Nicholas Cage, Academy Award Winner...

I couldn't help but escape one important thought on Friday afternoon — I hope the first movie you see doesn't set the tone for the year. Because if it does, then 2011 is going to be hard to watch.

On Friday, the seventh day of 2011, I finally broke the seal on my theater-going exploits for the new year. I broke that seal with the first major wide release of 2011 — "Season of the Witch." Going in I figured the movie would be poor. It was, surpassing my previous expectations in new ways.

I came away with — literally — a blinding migraine and one more reason to think that Nicholas Cage should have to give his Academy Award back. I mean, seriously, he can't trade on the prestige of an Academy Award to sell a film like "Season of the Witch," it's just criminal.

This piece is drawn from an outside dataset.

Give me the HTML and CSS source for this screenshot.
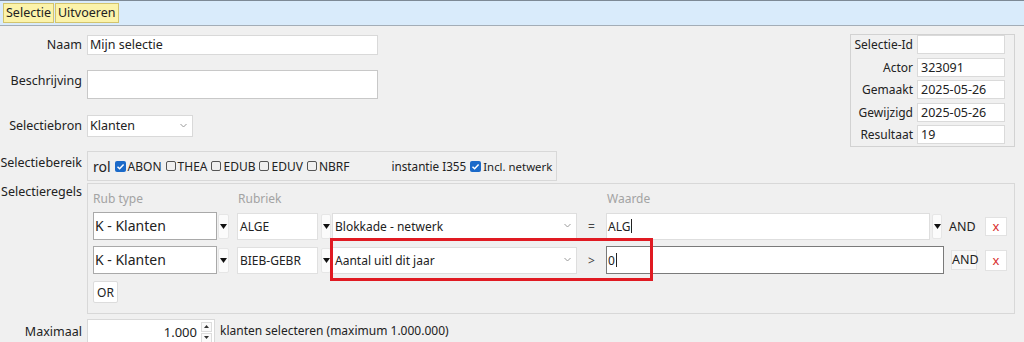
FILE: index.html
```html
<!DOCTYPE html>
<html lang="nl">
<head>
  <meta charset="UTF-8" />
  <title>Selectie</title>
  <link rel="stylesheet" href="styles.css">
</head>
<body>
  <div class="toolbar">
    <button class="tb-btn">Selectie</button>
    <button class="tb-btn">Uitvoeren</button>
  </div>

  <div class="main">
    <div class="top">
      <div class="top-form">
        <div class="row row-naam">
          <div class="lbl">Naam</div>
          <div class="field f-naam">Mijn selectie</div>
        </div>
        <div class="row row-besch">
          <div class="lbl">Beschrijving</div>
          <div class="field f-besch"></div>
        </div>
        <div class="row row-bron">
          <div class="lbl">Selectiebron</div>
          <div class="field f-bron">Klanten
            <svg class="chev" width="7" height="5" viewBox="0 0 7 5"><polyline points="0.5,1 3.5,4 6.5,1" fill="none" stroke="#9a9a9a" stroke-width="1"/></svg>
          </div>
        </div>
      </div>

      <!-- info rechts -->
      <div class="info">
        <div class="info-lbl">Selectie-Id</div><div class="info-val"></div>
        <div class="info-lbl">Actor</div><div class="info-val">323091</div>
        <div class="info-lbl">Gemaakt</div><div class="info-val">2025-05-26</div>
        <div class="info-lbl">Gewijzigd</div><div class="info-val">2025-05-26</div>
        <div class="info-lbl">Resultaat</div><div class="info-val">19</div>
      </div>
    </div>

    <div class="row row-bereik">
      <div class="lbl">Selectiebereik</div>
      <div class="bereik">
        <span class="rol">rol</span>
        <span class="cb cb-on"><svg width="11" height="11" viewBox="0 0 11 11"><rect x="0" y="0" width="11" height="11" rx="2" fill="#1b6ac9"/><polyline points="2.5,5.8 4.6,7.8 8.6,3.4" fill="none" stroke="#fff" stroke-width="1.5"/></svg></span><span class="cb-txt">ABON</span>
        <span class="cb"></span><span class="cb-txt">THEA</span>
        <span class="cb"></span><span class="cb-txt">EDUB</span>
        <span class="cb"></span><span class="cb-txt">EDUV</span>
        <span class="cb"></span><span class="cb-txt">NBRF</span>
        <span class="inst">instantie I355</span>
        <span class="cb cb-on"><svg width="11" height="11" viewBox="0 0 11 11"><rect x="0" y="0" width="11" height="11" rx="2" fill="#1b6ac9"/><polyline points="2.5,5.8 4.6,7.8 8.6,3.4" fill="none" stroke="#fff" stroke-width="1.5"/></svg></span><span class="cb-txt netwerk">Incl. netwerk</span>
      </div>
    </div>

    <div class="row row-regels">
      <div class="lbl">Selectieregels</div>
      <div class="regels">
        <div class="regel-head">
          <span class="h-rt">Rub type</span>
          <span class="h-rub">Rubriek</span>
          <span>Waarde</span>
        </div>

        <div class="regel">
          <div class="rt-input">K - Klanten</div>
          <div class="drop"><svg width="7" height="5" viewBox="0 0 7 5"><polygon points="0,0 7,0 3.5,5" fill="#111"/></svg></div>
          <div class="rub-input">ALGE</div>
          <div class="drop drop-rub"><svg width="7" height="5" viewBox="0 0 7 5"><polygon points="0,0 7,0 3.5,5" fill="#111"/></svg></div>
          <div class="sel">Blokkade - netwerk
            <svg class="chev" width="7" height="5" viewBox="0 0 7 5"><polyline points="0.5,1 3.5,4 6.5,1" fill="none" stroke="#9a9a9a" stroke-width="1"/></svg>
          </div>
          <div class="op">=</div>
          <div class="waarde">ALG<span class="caret"></span></div>
          <div class="drop drop-w"><svg width="7" height="5" viewBox="0 0 7 5"><polygon points="0,0 7,0 3.5,5" fill="#111"/></svg></div>
          <div class="and">AND</div>
          <div class="del">x</div>
        </div>

        <div class="regel">
          <div class="rt-input">K - Klanten</div>
          <div class="drop"><svg width="7" height="5" viewBox="0 0 7 5"><polygon points="0,0 7,0 3.5,5" fill="#111"/></svg></div>
          <div class="rub-input">BIEB-GEBR</div>
          <div class="drop drop-rub"><svg width="7" height="5" viewBox="0 0 7 5"><polygon points="0,0 7,0 3.5,5" fill="#111"/></svg></div>
          <div class="sel">Aantal uitl dit jaar
            <svg class="chev" width="7" height="5" viewBox="0 0 7 5"><polyline points="0.5,1 3.5,4 6.5,1" fill="none" stroke="#9a9a9a" stroke-width="1"/></svg>
          </div>
          <div class="op">&gt;</div>
          <div class="waarde waarde-focus">0<span class="caret"></span></div>
          <div class="and and-btn">AND</div>
          <div class="del del-2">x</div>
        </div>

        <button class="or-btn">OR</button>
      </div>
    </div>

    <div class="row row-max">
      <div class="lbl">Maximaal</div>
      <div class="spin">
        <span class="spin-val">1.000</span>
        <span class="spin-btns">
          <span class="spin-b"><svg width="5" height="3" viewBox="0 0 5 3"><polygon points="0,3 5,3 2.5,0" fill="#333"/></svg></span>
          <span class="spin-b"><svg width="5" height="3" viewBox="0 0 5 3"><polygon points="0,0 5,0 2.5,3" fill="#333"/></svg></span>
        </span>
      </div>
      <span class="max-txt">klanten selecteren (maximum 1.000.000)</span>
    </div>
  </div>

  <!-- rode markering -->
  <div class="highlight"></div>
</body>
</html>
```

FILE: styles.css
```css
body {
  margin: 0;
  width: 1024px;
  height: 342px;
  overflow: hidden;
  position: relative;
  background: #f0f0f0;
  font-family: 'Noto Sans', 'Open Sans', sans-serif;
  font-size: 12px;
  color: #222;
}
.toolbar {
  height: 24px;
  border-top: 1px solid #7d8995;
  border-bottom: 1px solid #a3adb7;
  background: #d9ebfb;
  display: flex;
  align-items: center;
  padding-left: 3px;
  gap: 1px;
}
.tb-btn {
  height: 20px;
  padding: 0 2px;
  background: #fbf3aa;
  border: 1px solid #d3c46d;
  font-family: inherit;
  font-size: 12.5px;
  line-height: 18px;
  color: #222;
}
.main {
  padding-right: 9px;
}
.top {
  display: flex;
  justify-content: space-between;
  align-items: flex-start;
  padding-top: 8px;
}
.top-form {
  margin-top: 1px;
}
.row {
  display: flex;
  align-items: flex-start;
}
.lbl {
  width: 82px;
  margin-right: 5px;
  text-align: right;
  line-height: 17px;
  font-size: 12.5px;
  white-space: nowrap;
}
.field {
  box-sizing: border-box;
  background: #fff;
  border: 1px solid #d9d9d9;
  padding-left: 2px;
  font-size: 12.5px;
  position: relative;
}
.row-naam .lbl { line-height: 20px; }
.f-naam {
  width: 291px;
  height: 20px;
  line-height: 18px;
}
.row-besch { margin-top: 15px; }
.row-besch .lbl { padding-top: 2px; }
.f-besch {
  width: 291px;
  height: 29px;
  border-color: #c8c8c8;
}
.row-bron { margin-top: 16px; }
.row-bron .lbl { line-height: 22px; }
.f-bron {
  width: 106px;
  height: 22px;
  line-height: 20px;
}
.chev {
  position: absolute;
  right: 5px;
  top: 50%;
  margin-top: -3px;
}

/* info paneel */
.info {
  box-sizing: border-box;
  width: 165px;
  height: 113px;
  border: 1px solid #d2d2d2;
  padding: 0 9px 0 0;
  display: grid;
  grid-template-columns: 62px 88px;
  grid-auto-rows: 19px;
  column-gap: 4px;
  row-gap: 3.5px;
}
.info-lbl {
  text-align: right;
  line-height: 19px;
  font-size: 12px;
}
.info-val {
  background: #fff;
  border: 1px solid #dadada;
  line-height: 17px;
  padding-left: 3px;
  font-size: 12.5px;
}

/* selectiebereik */
.row-bereik { margin-top: 4px; }
.row-bereik .lbl { padding-top: 3px; }
.bereik {
  box-sizing: border-box;
  width: 470px;
  height: 30px;
  border: 1px solid #d8d8d8;
  display: flex;
  align-items: center;
  padding-left: 5px;
  font-size: 12px;
  white-space: nowrap;
}
.bereik span { flex-shrink: 0; }
.rol {
  font-size: 14px;
  margin-right: 4px;
}
.cb {
  display: inline-block;
  box-sizing: border-box;
  width: 10px;
  height: 10px;
  border: 1px solid #555;
  border-radius: 2px;
  margin-right: 2px;
}
.cb-on {
  border: none;
  width: 11px;
  height: 11px;
  margin-right: 2px;
}
.cb-on svg { display: block; }
.cb-txt { margin-right: 4px; }
.inst {
  margin-left: 38px;
  margin-right: 4px;
  font-size: 11.7px;
}
.netwerk { font-size: 11.4px; }

/* selectieregels */
.row-regels { margin-top: 2px; }
.row-regels .lbl { padding-top: 0; }
.regels {
  flex: 1;
  box-sizing: border-box;
  height: 131px;
  border: 1px solid #d8d8d8;
  padding: 7px 7px 0 5px;
  position: relative;
}
.regel-head {
  display: flex;
  height: 16px;
  line-height: 16px;
  color: #a3a3a3;
  font-size: 12px;
}
.h-rt { width: 145px; }
.h-rub { width: 369px; }
.regel {
  display: flex;
  align-items: center;
  height: 28px;
  margin-top: 5px;
}
.regel + .regel { margin-top: 6px; }
.rt-input {
  box-sizing: border-box;
  width: 124px;
  height: 28px;
  background: #fff;
  border: 1px solid #a9a9a9;
  font-size: 14px;
  line-height: 26px;
  padding-left: 1px;
}
.drop {
  box-sizing: border-box;
  width: 11px;
  height: 25px;
  margin-left: 1px;
  background: #fbfbfb;
  border: 1px solid #e6e6e6;
  border-radius: 2px;
  display: flex;
  justify-content: center;
  padding-top: 9px;
}
.drop svg { display: block; }
.rub-input {
  box-sizing: border-box;
  width: 81px;
  height: 27px;
  margin-left: 8px;
  background: #fff;
  border: 1px solid #e0e0e0;
  line-height: 25px;
  padding-left: 2px;
}
.drop-rub { margin-left: 3px; width: 10px; }
.sel {
  box-sizing: border-box;
  width: 245px;
  height: 27px;
  margin-left: 1px;
  background: #fff;
  border: 1px solid #dedede;
  line-height: 25px;
  padding-left: 2px;
  position: relative;
}
.op {
  width: 29px;
  text-align: center;
  color: #444;
}
.waarde {
  flex: 1;
  box-sizing: border-box;
  height: 27px;
  background: #fff;
  border: 1px solid #dedede;
  line-height: 25px;
  padding-left: 1px;
  display: flex;
  align-items: center;
}
.caret {
  display: inline-block;
  width: 0;
  height: 14px;
  border-left: 1px solid #222;
  margin-left: 1px;
}
.waarde-focus {
  border-color: #7a7a7a;
  height: 28px;
}
.drop-w { margin-left: 2px; width: 10px; }
.and {
  width: 26px;
  margin-left: 7px;
  text-align: center;
  font-size: 12.5px;
}
.and-btn {
  box-sizing: border-box;
  height: 20px;
  line-height: 18px;
  background: #f7f7f7;
  border: 1px solid #e3e3e3;
}
.del {
  box-sizing: border-box;
  width: 22px;
  height: 19px;
  margin-left: 10px;
  background: #fff;
  border: 1px solid #e2e2e2;
  color: #d8302f;
  text-align: center;
  line-height: 16px;
  font-size: 13px;
}
.del-2 { margin-left: 8px; height: 21px; line-height: 18px; }
.or-btn {
  display: block;
  box-sizing: border-box;
  width: 25px;
  height: 22px;
  margin-top: 7px;
  padding: 0;
  background: #fff;
  border: 1px solid #dcdcdc;
  border-radius: 2px;
  font-family: inherit;
  font-size: 12px;
  color: #222;
}

/* maximaal */
.row-max {
  margin-top: 5px;
  align-items: center;
}
.row-max .lbl { line-height: 24px; }
.spin {
  box-sizing: border-box;
  width: 128px;
  height: 26px;
  background: #fff;
  border: 1px solid #d9d9d9;
  display: flex;
  align-items: center;
  justify-content: flex-end;
  padding-right: 2px;
  align-self: flex-start;
}
.spin-val {
  font-size: 13px;
  margin-right: 4px;
}
.spin-btns {
  display: flex;
  flex-direction: column;
  gap: 1px;
}
.spin-b {
  box-sizing: border-box;
  width: 11px;
  height: 10px;
  border: 1px solid #dcdcdc;
  background: #fafafa;
  display: flex;
  align-items: center;
  justify-content: center;
}
.spin-b svg { display: block; }
.max-txt {
  margin-left: 5px;
  font-size: 12px;
  align-self: flex-start;
  line-height: 24px;
}

.highlight {
  position: absolute;
  left: 330px;
  top: 238px;
  width: 323px;
  height: 43px;
  box-sizing: border-box;
  border: 3px solid #e01a22;
}
```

Cage has delivered some good performances and been in some interesting films... just not recently. Cage won his Academy Award — for Best Actor — way back in 1995 for a memorable performance as an alcoholic who went to Las Vegas to drink himself to death and forms a friendship/love bond with a down-on-her-luck prostitute with a heart of gold (Elizabeth Shue). The film was called "Leaving Las Vegas," and I wouldn't recommend it to kids or anyone looking for a laugh, but Cage does a nice job in the film.

Lately, it's hard to tell what his ultimate goal is in his film choices, unless it's simply for a paycheck. "Season of the Witch" has to be a paycheck movie, there's just no other reason to explain it.

The film is an odd mixture of the Salem Witch Trials, the Crusades, the Black Plague, and "In The Name of the Rose." If that sounds like a hideous mix, trust me it's worse than you imagined. Even if the story was ridiculous and the film wasn't strongly anti-Catholic and anti-Christian, and anti-organized religion (I'd add anti-hygiene products, but for the time period that goes without saying), it would be offensive. The acting is marginal, at best, the story is ridiculous, boring, and hard to follow — quite a feat for a 98 minute film. It's like they took a C- idea and gave a D- effort.

Every actor is forgiven a few slip ups — they can't all be winners. George Clooney gave us "Batman and Robin" and "Solaris," but he also gave us "Up In the Air" and a lot of charity work. But this kind of horrendous project choice is par for the course with Cage.

In the last five years, Cage has given the world such cinematic treasures as "Next," "The Wicker Man," "Ghost Rider," "Bangkok Dangers," and "Knowing." And, right now he's filming a sequel to the hideous "Ghost Rider" film. Just what the world needs, a ridiculous franchise!

Now, in all fairness, Cage has mixed in a few decent treasures ("National Treasure," "Matchstick Men," and "Adaptation"), but that's not enough to make you forget about "Lord of War," "Snake Eyes," or "The Weather Man."

Given that spotty track record, is it too much to ask that Cage at least be barred from referring to himself as an Academy Award winner? I don't think it is.